Step one: the card sort
A card sort is a research method where you give participants a set of cards — each representing a topic, task, or piece of content — and ask them to group the cards in a way that makes sense to them, then name each group.
It’s a good way to understand how people naturally categorise information, before you’ve committed to a structure.
A note on running public research: Some of my audience (maybe you?!) are fellow content professionals who know exactly what a card sort is and how to run one. That adds a layer of scrutiny that’s slightly nerve-wracking.
What the results showed
Almost nine in ten participants created a ‘Services’ category (or something very close to it), with near-universal agreement that it should include consultancy, speaking, and mentoring and coaching. That gave me confidence to take the services structure forward as planned.
The picture was messier for everything else. Just over seven in ten people created a category for tools, templates, and/or courses — and there was reasonable agreement on what belonged there. But when it came to editorial and advice content, the most common label people used was ‘Blog’.
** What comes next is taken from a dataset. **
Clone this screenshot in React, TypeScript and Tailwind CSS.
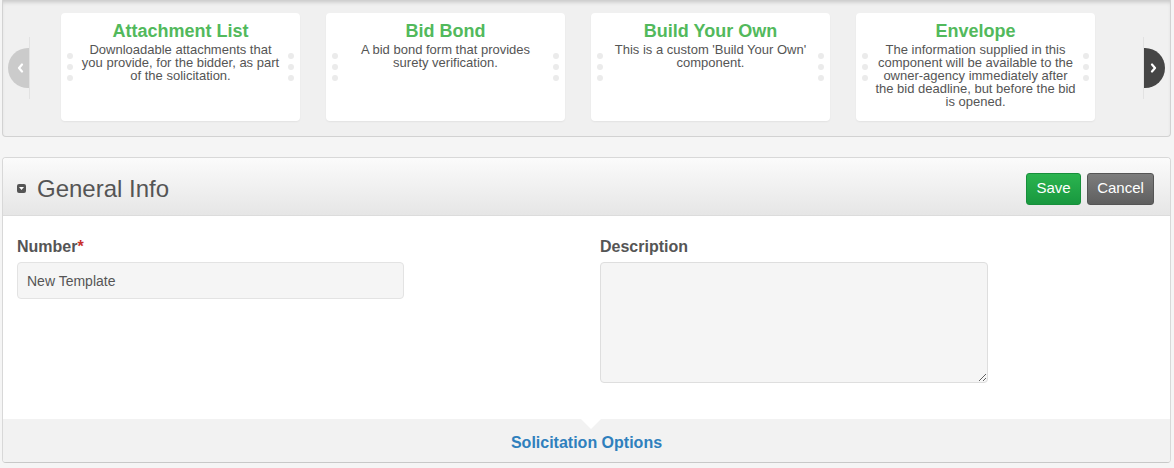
import React from 'react';

interface ComponentCard {
  id: string;
  title: string;
  description: string;
}

const cards: ComponentCard[] = [
  {
    id: 'attachment-list',
    title: 'Attachment List',
    description:
      'Downloadable attachments that you provide, for the bidder, as part of the solicitation.',
  },
  {
    id: 'bid-bond',
    title: 'Bid Bond',
    description: 'A bid bond form that provides surety verification.',
  },
  {
    id: 'build-your-own',
    title: 'Build Your Own',
    description: "This is a custom 'Build Your Own' component.",
  },
  {
    id: 'envelope',
    title: 'Envelope',
    description:
      'The information supplied in this component will be available to the owner-agency immediately after the bid deadline, but before the bid is opened.',
  },
];

function DragDots() {
  return (
    <div className="mt-[11px] flex w-[6px] shrink-0 flex-col gap-[5px]">
      <span className="h-[6px] w-[6px] rounded-full bg-[#ebebeb]" />
      <span className="h-[6px] w-[6px] rounded-full bg-[#ebebeb]" />
      <span className="h-[6px] w-[6px] rounded-full bg-[#ebebeb]" />
    </div>
  );
}

function Card({ card }: { card: ComponentCard }) {
  return (
    <div className="flex h-[108px] w-[239px] shrink-0 flex-col rounded-[4px] bg-white pt-[7px] shadow-[0_1px_2px_rgba(0,0,0,0.06)]">
      <h3 className="text-center text-[18px] font-bold leading-[22px] text-[#52b95c]">
        {card.title}
      </h3>
      <div className="flex px-[6px]">
        <DragDots />
        <p className="flex-1 px-[6px] pt-[1px] text-center text-[13px] leading-[13px] text-[#555]">
          {card.description}
        </p>
        <DragDots />
      </div>
    </div>
  );
}

function Chevron({ dir }: { dir: 'left' | 'right' }) {
  return (
    <svg width="7" height="10" viewBox="0 0 7 10" fill="none">
      <path
        d={dir === 'left' ? 'M5 1.5 L2 5 L5 8.5' : 'M2 1.5 L5 5 L2 8.5'}
        stroke="white"
        strokeWidth="2.2"
        strokeLinecap="round"
        strokeLinejoin="round"
      />
    </svg>
  );
}

export default function App() {
  return (
    <div
      className="h-[468px] w-[1174px] overflow-hidden bg-[#f5f5f5] pl-[2px] pr-[3px]"
      style={{ fontFamily: '"Liberation Sans", Arial, sans-serif' }}
    >
      {/* component carousel */}
      <div className="flex h-[137px] items-center rounded-b-[4px] border border-t-0 border-[#d2d2d2] bg-[#f0f0f0] shadow-[inset_0_4px_4px_-2px_rgba(0,0,0,0.18)]">
        <div className="flex h-[62px] w-[27px] shrink-0 items-center justify-end border-r border-[#e2e2e2] pl-[4px]">
          <button className="flex h-[40px] w-[21px] items-center justify-center rounded-l-full bg-[#cbcbcb] pl-[3px]">
            <Chevron dir="left" />
          </button>
        </div>
        <div className="flex flex-1 gap-[26px] pb-[2px] pl-[31px]">
          {cards.map((card) => (
            <Card key={card.id} card={card} />
          ))}
        </div>
        <div className="mr-[5px] flex h-[62px] w-[22px] shrink-0 items-center border-l border-[#e2e2e2]">
          <button className="flex h-[40px] w-[21px] items-center justify-center rounded-r-full bg-[#454545] pr-[3px]">
            <Chevron dir="right" />
          </button>
        </div>
      </div>

      {/* general info panel */}
      <div className="mt-[20px] overflow-hidden rounded-[4px] border border-[#d8d8d8] border-b-[#c8c8c8] bg-white">
        <div className="flex h-[58px] items-center justify-between border-b border-[#dcdcdc] bg-gradient-to-b from-[#fbfbfb] to-[#e6e6e6] pl-[14px] pr-[16px] pt-[4px]">
          <div className="flex items-center gap-[11px]">
            <span className="flex h-[9px] w-[9px] items-center justify-center rounded-[2px] bg-[#555]">
              <svg width="5" height="3" viewBox="0 0 5 3">
                <path d="M0 0 H5 L2.5 3 Z" fill="white" />
              </svg>
            </span>
            <h2 className="text-[24px] leading-none text-[#555]">General Info</h2>
          </div>
          <div className="flex gap-[6px]">
            <button className="h-[32px] w-[55px] rounded-[3px] border border-[#178f3b] bg-gradient-to-b from-[#2bb44f] to-[#18983f] text-[15px] text-white">
              Save
            </button>
            <button className="h-[32px] w-[67px] rounded-[3px] border border-[#555] bg-gradient-to-b from-[#7d7d7d] to-[#5f5f5f] text-[15px] text-white">
              Cancel
            </button>
          </div>
        </div>

        <div className="grid grid-cols-2 gap-[27px] px-[14px] pb-[36px] pt-[22px]">
          <div>
            <label className="block text-[16px] font-bold leading-[18px] text-[#555]">
              Number<span className="text-[#c9302c]">*</span>
            </label>
            <input
              defaultValue="New Template"
              className="mt-[6px] block h-[37px] w-[387px] rounded-[4px] border border-[#e3e3e3] bg-[#f5f5f5] px-[9px] text-[14px] text-[#555] outline-none"
            />
          </div>
          <div>
            <label className="block text-[16px] font-bold leading-[18px] text-[#555]">
              Description
            </label>
            <textarea className="mt-[6px] block h-[121px] w-[388px] rounded-[4px] border border-[#dedede] bg-[#f5f5f5] px-[9px] text-[14px] text-[#555] outline-none" />
          </div>
        </div>

        <div className="relative flex h-[43px] items-center justify-center bg-[#f2f2f2] pt-[5px]">
          <span className="absolute left-[578px] top-0 h-0 w-0 border-x-[10px] border-t-[10px] border-x-transparent border-t-white" />
          <span className="text-[16px] font-bold text-[#2f80bd]">Solicitation Options</span>
        </div>
      </div>
    </div>
  );
}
This is where I had to make a judgement call and not simply follow the research.
I have a specific view on what a blog is for. To me, it’s a format for regularly updated, ephemeral, opinion-based or personal content — with dates, named authors, and a reverse-chronological feed. That’s not what most of my content is. It’s evergreen. It has longevity. And one of my main goals is for people to be able to discover it over time, not just when it’s newly published.
Using a blog structure would undermine that. So I took the signal from the research (people group this content together) without adopting the solution (calling it a blog). Read more about my take on what a blog is for.
Step two: the tree test
With the card sort done, I moved on to a tree test to validate the flat ‘Resources’ approach.
In a tree test, you give participants a set of tasks — for example, ‘You want to learn how to do a content audit. Where would you expect to find information to help you?’ — and ask them to click through a text-only version of the proposed IA to find the answer. No visual design, no search. Just the structure.
I tested with content format and content topic as filters within the Resources section (even though in practice these would be filters, not true subcategories).
The results
The overall success rate across seven tasks was 70% — meaning people found what they were looking for seven times out of ten. I’d typically want to see 80% or above, so there was room to improve.
| Task | Success | Directness |
| Sign up for the 10 Things newsletter | 92% | 90% |
| Learn how to do a content audit | 92% | 89% |
| Find a freelancer for a project | 89% | 77% |
| Find out what a ‘content model’ is | 79% | 50% |
| Find a Q&A with a content leader | 67% | 79% |
| Find out about booking me to speak | 62% | 91% |
| Find ideas for a charity homepage redesign | 8% | 74% |
Directness reflects whether people went straight to the right answer, or had to backtrack.
Most tasks performed well. A few things stood out:
- The speaking task (62% success): About one in three people went to the Contact page instead of Services. I’m not treating this as a problem — if someone contacts me to ask about speaking, they’ve still achieved their goal.
- The Q&A task (67% success): A small group chose ‘Weeknotes’, probably because they were scanning for something editorial. I’m not changing the IA to address this — interviews feel like ‘push’ content (things I share outward) more than ‘pull’ content (things people actively go looking for).
- The charity homepage task (8% success): A spectacular failure — and partly a flawed question. I asked people to imagine finding ‘ideas and inspiration’ to help with a charity homepage redesign. That’s vague, and asking non-charity participants to imagine a different professional context probably didn’t help. Most people chose a ‘Website redesign guide’ that appeared early in a long list, which may also have influenced the result.
But the low score still told me something useful: the category name ‘Insights and interviews’ wasn’t working. ‘Insights’ is too vague. I also noticed that people did use the topic-based filters to navigate — which I’d half expected from the card sort, but hadn’t seen there. Useful to see it confirmed in the tree test.
The final IA
After reflecting on the research, I arrived at this:
Services
- Consultancy
- Mentoring and coaching
- Speaking
Resources
- Content format filter: Guide, Tool, Course, Interview, Report, Opinion
- Content topic filter: Content strategy, Content design and creation, Operations and governance, Workflow and process, Discovery and research, Collaboration and influence, Content leadership, Technology and tools
About / Weeknotes / Contact / Subscribe
The key change from my original hypothesis: I dropped the ‘Insights and interviews’ label in favour of more specific, descriptive content format filters. And I kept the flat Resources structure — the research supported it.
What I’d do differently next time
- The card sort question design: I should have been more deliberate about how I represented evergreen editorial content on the cards, to get a cleaner signal beyond ‘blog’.
- The tree test task wording: Task 7 was too vague and too context-dependent. A better version would have been more concrete about what the person was looking for, without being so leading that it pointed them directly to the answer.
- The ‘Insights’ label: I was already uneasy about it before running the research. I should have tested two versions of the category name and let the data decide.
What came next
The immediate next steps were to map existing content to the new IA and taxonomy, and run usability testing on the staging site to see how people actually navigated it in practice.
If you’re thinking about redesigning your website I’d strongly recommend running even a lightweight version of this process before you commit to a structure. Card sorts are quick to set up, tree tests are quick to run, and the results will almost certainly show you something you hadn’t anticipated.
I used UX Metrics for both the card sort and the tree test. It’s fine, but Optimal Workshop is worth the extra investment — particularly for the quality of the reporting.